When you are persecuted in one place, flee to another

It is no shame to be persecuted because of sharing the gospel of Jesus. Being persecuted is not the worst thing that could happen.

The worst thing that could happen is not taking the message of Jesus out as he has instructed us.

This does not mean we are to be foolish, but we need not be intimidated either.

Jesus entered Jerusalem on a life and death mission that took him to the cross. His obedience even to his death led then to the triumph we will celebrate next week on Easter Sunday.

We are called by Jesus to be faithful to him, to be faithful to his specific call for us.

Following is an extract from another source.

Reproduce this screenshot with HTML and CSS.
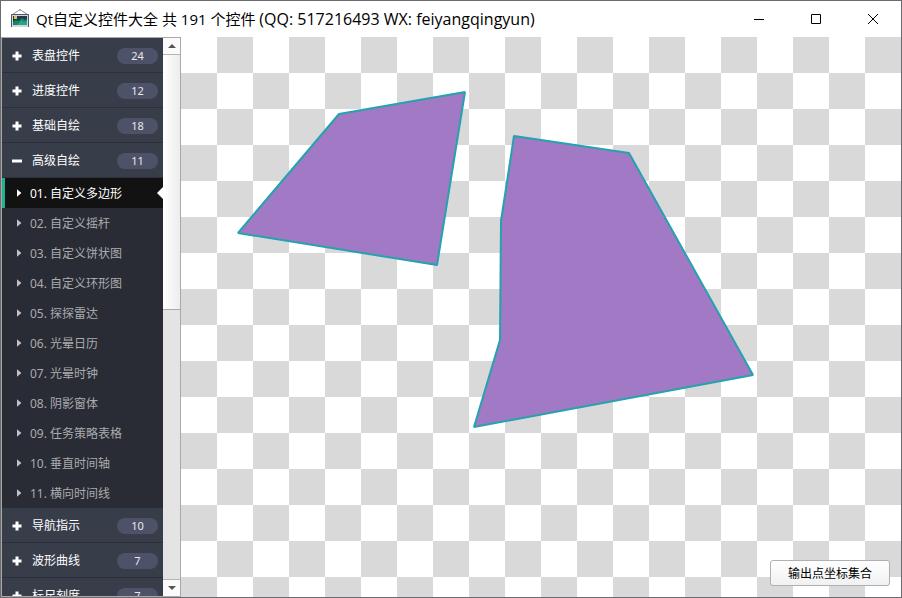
FILE: index.html
```html
<!DOCTYPE html>
<html lang="zh-CN">
<head>
<meta charset="utf-8">
<title>Qt自定义控件大全</title>
<link rel="stylesheet" href="styles.css">
</head>
<body>
<svg class="defs" aria-hidden="true">
  <symbol id="plus" viewBox="0 0 10 10"><path d="M3.5 0.5h3v3h3v3h-3v3h-3v-3h-3v-3h3z"/></symbol>
  <symbol id="minus" viewBox="0 0 10 10"><path d="M0 3.5h10v3H0z"/></symbol>
  <symbol id="caret" viewBox="0 0 5 8"><path d="M0 0.2L4.4 4L0 7.8z"/></symbol>
</svg>
<div class="window">
  <header class="titlebar">
    <svg class="app-icon" viewBox="0 0 20 20" aria-hidden="true">
      <path d="M2.5 5.5L8 2M17.5 5.5L12 2" stroke="#8a8a8a" fill="none"/>
      <path d="M8.5 1.5Q10 0 11.5 1.5" stroke="#555" fill="none"/>
      <rect x="1" y="5" width="18" height="13" fill="#d3d6da"/>
      <path d="M1.5 18V5.5h17V18" stroke="#4d5664" fill="none"/>
      <rect x="3" y="7" width="14" height="9" fill="#23384f"/>
      <path d="M3 16v-3l3-2 3 1 3-3 3 2 2-1v6z" fill="#13856c"/>
      <path d="M7 16l4-5 3 2 3-1v4z" fill="#29a483"/>
      <rect x="4" y="7" width="3" height="3" fill="#d9c44c"/>
    </svg>
    <h1 class="title">Qt自定义控件大全 共 191 个控件 <span class="contact">(QQ: 517216493 WX: feiyangqingyun)</span></h1>
    <div class="window-controls">
      <button class="window-button" aria-label="最小化"><svg viewBox="0 0 12 12"><path d="M1 6.5h10"/></svg></button>
      <button class="window-button" aria-label="最大化"><svg viewBox="0 0 12 12"><path d="M1.5 1.5h9v9h-9z"/></svg></button>
      <button class="window-button" aria-label="关闭"><svg viewBox="0 0 12 12"><path d="M1 1l10 10M11 1L1 11"/></svg></button>
    </div>
  </header>
  <div class="content">
    <aside class="sidebar">
      <nav class="menu">
        <button class="group"><svg class="sign"><use href="#plus"/></svg><span class="name">表盘控件</span><span class="count">24</span></button>
        <button class="group"><svg class="sign"><use href="#plus"/></svg><span class="name">进度控件</span><span class="count">12</span></button>
        <button class="group"><svg class="sign"><use href="#plus"/></svg><span class="name">基础自绘</span><span class="count">18</span></button>
        <button class="group"><svg class="sign"><use href="#minus"/></svg><span class="name">高级自绘</span><span class="count">11</span></button>
        <a class="item selected" href="#"><svg class="caret"><use href="#caret"/></svg><span class="label">01. 自定义多边形</span></a>
        <a class="item" href="#"><svg class="caret"><use href="#caret"/></svg><span class="label">02. 自定义摇杆</span></a>
        <a class="item" href="#"><svg class="caret"><use href="#caret"/></svg><span class="label">03. 自定义饼状图</span></a>
        <a class="item" href="#"><svg class="caret"><use href="#caret"/></svg><span class="label">04. 自定义环形图</span></a>
        <a class="item" href="#"><svg class="caret"><use href="#caret"/></svg><span class="label">05. 探探雷达</span></a>
        <a class="item" href="#"><svg class="caret"><use href="#caret"/></svg><span class="label">06. 光晕日历</span></a>
        <a class="item" href="#"><svg class="caret"><use href="#caret"/></svg><span class="label">07. 光晕时钟</span></a>
        <a class="item" href="#"><svg class="caret"><use href="#caret"/></svg><span class="label">08. 阴影窗体</span></a>
        <a class="item" href="#"><svg class="caret"><use href="#caret"/></svg><span class="label">09. 任务策略表格</span></a>
        <a class="item" href="#"><svg class="caret"><use href="#caret"/></svg><span class="label">10. 垂直时间轴</span></a>
        <a class="item" href="#"><svg class="caret"><use href="#caret"/></svg><span class="label">11. 横向时间线</span></a>
        <button class="group"><svg class="sign"><use href="#plus"/></svg><span class="name">导航指示</span><span class="count">10</span></button>
        <button class="group"><svg class="sign"><use href="#plus"/></svg><span class="name">波形曲线</span><span class="count">7</span></button>
        <button class="group"><svg class="sign"><use href="#plus"/></svg><span class="name">标尺刻度</span><span class="count">7</span></button>
      </nav>
      <div class="scrollbar">
        <button class="scroll-arrow up" aria-label="向上滚动"><svg viewBox="0 0 8 4"><path d="M0 4L4 0L8 4z"/></svg></button>
        <div class="thumb"></div>
        <div class="track"></div>
        <button class="scroll-arrow down" aria-label="向下滚动"><svg viewBox="0 0 8 4"><path d="M0 0L4 4L8 0z"/></svg></button>
      </div>
    </aside>
    <main class="canvas">
      <svg class="shapes" aria-hidden="true">
        <polygon points="158,77 284,55 256,228 57,196"/>
        <polygon points="333,99 448,116 572,338 293,390 319,303 320,184"/>
      </svg>
      <button class="output">输出点坐标集合</button>
    </main>
  </div>
</div>
</body>
</html>
```

FILE: styles.css
```css
* {
  box-sizing: border-box;
}

body {
  margin: 0;
  font-family: "Noto Sans", "Noto Sans CJK SC", sans-serif;
  font-size: 12px;
}

button {
  margin: 0;
  padding: 0;
  border: 0;
  background: none;
  font: inherit;
  color: inherit;
}

.defs {
  display: none;
}

.window {
  display: flex;
  flex-direction: column;
  height: 100vh;
  border: 1px solid #6c6a6e;
  background: #fff;
}

.titlebar {
  display: flex;
  flex: none;
  align-items: center;
  height: 36px;
  padding-left: 9px;
}

.app-icon {
  width: 20px;
  height: 20px;
}

.title {
  flex: 1;
  margin: 0 0 0 6px;
  overflow: hidden;
  font-family: "Open Sans", "Noto Sans CJK SC", sans-serif;
  font-size: 15px;
  font-weight: 400;
  line-height: 20px;
  white-space: nowrap;
  color: #000;
}

.contact {
  font-size: 16px;
}

.window-controls {
  display: flex;
}

.window-button {
  display: flex;
  align-items: center;
  justify-content: center;
  width: 57px;
  height: 34px;
}

.window-button svg {
  width: 12px;
  height: 12px;
  fill: none;
  stroke: #000;
}

.content {
  display: flex;
  flex: 1;
  min-height: 0;
}

.sidebar {
  display: flex;
  flex: none;
  width: 180px;
  border: 1px solid #a9a9a9;
}

.menu {
  display: flex;
  flex: 1;
  flex-direction: column;
  overflow: hidden;
  background: #292c34;
}

.group {
  display: flex;
  flex: none;
  align-items: center;
  height: 35px;
  padding: 2px 5px 0 10px;
  border-bottom: 1px solid #2d303a;
  background: #383d4a;
  color: #fff;
  text-align: left;
}

.sign {
  width: 10px;
  height: 10px;
  fill: #fff;
}

.name {
  flex: 1;
  margin-left: 10px;
  line-height: 16px;
}

.count {
  width: 41px;
  border-radius: 8px;
  background: #4e5268;
  font-size: 11px;
  line-height: 16px;
  text-align: center;
  color: #e8e9ee;
}

.item {
  display: flex;
  flex: none;
  align-items: center;
  gap: 8px;
  height: 30px;
  padding-left: 12px;
  border-left: 3px solid transparent;
  color: #a9abaf;
  white-space: nowrap;
  text-decoration: none;
}

.label {
  padding-top: 2px;
  line-height: 16px;
}

.caret {
  width: 5px;
  height: 8px;
  fill: #c0c3c8;
}

.selected {
  border-left-color: #1fb190;
  background: #121212;
  color: #fff;
}

.selected .caret {
  fill: #fff;
}

.selected::after {
  content: "";
  margin-left: auto;
  border: 6px solid transparent;
  border-left: 0;
  border-right-color: #fff;
}

.scrollbar {
  display: flex;
  flex: none;
  flex-direction: column;
  width: 17px;
  background: #e4e4e4;
}

.scroll-arrow {
  display: flex;
  flex: none;
  align-items: center;
  justify-content: center;
  height: 17px;
  background: #fafafa;
}

.scroll-arrow svg {
  width: 8px;
  height: 4px;
  fill: #555;
}

.up {
  border-bottom: 1px solid #b4b4b4;
}

.down {
  border-top: 1px solid #b4b4b4;
}

.thumb {
  flex: 254;
  border-bottom: 1px solid #a9a9a9;
  background: linear-gradient(to right, #fff, #ededee);
}

.track {
  flex: 270;
}

.canvas {
  position: relative;
  flex: 1;
  min-width: 0;
  background: repeating-conic-gradient(#fff 0 25%, #d9d9d9 0 50%) 36px 0 / 72px 72px;
}

.shapes {
  display: block;
  width: 100%;
  height: 100%;
  fill: #a179c5;
  stroke: #23a3ad;
  stroke-width: 2px;
  stroke-linejoin: bevel;
}

.output {
  position: absolute;
  right: 11px;
  bottom: 11px;
  width: 120px;
  height: 26px;
  border: 1px solid #aeb1b4;
  border-radius: 3px;
  background: linear-gradient(#fff, #f0f1f2);
  color: #000;
}
```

To be obedient to his call will not be easy but we will never be out of his protective care.

And if anyone gives even a cup of cold water to one of these little ones because he is my disciple, I tell you the truth, he will certainly not lose his reward

Those who reject us will be judged for their rejection. Those who help us will be rewarded for their help.

The world stands in opposition to the gospel of Jesus. We who are his messengers will be persecuted. Being a Christian is not for the fainthearted.

So do not be afraid of them. There is nothing concealed that will not be disclosed, or hidden that will not be made known. 27 What I tell you in the dark, speak in the daylight; what is whispered in your ear, proclaim from the roofs. 28 Do not be afraid of those who kill the body but cannot kill the soul. Rather, be afraid of the One who can destroy both soul and body in hell. 29 Are not two sparrows sold for a penny? Yet not one of them will fall to the ground apart from the will of your Father. 30 And even the very hairs of your head are all numbered. 31 So don’t be afraid; you are worth more than many sparrows.

32 “Whoever acknowledges me before men, I will also acknowledge him before my Father in heaven. 33 But whoever disowns me before men, I will disown him before my Father in heaven.

Find your strength in Jesus to do the work he has called you to do. Lean on him. Jesus will give you the authority to do what he has called you to do. Stand for Jesus now so Jesus will stand with you when you come into heaven.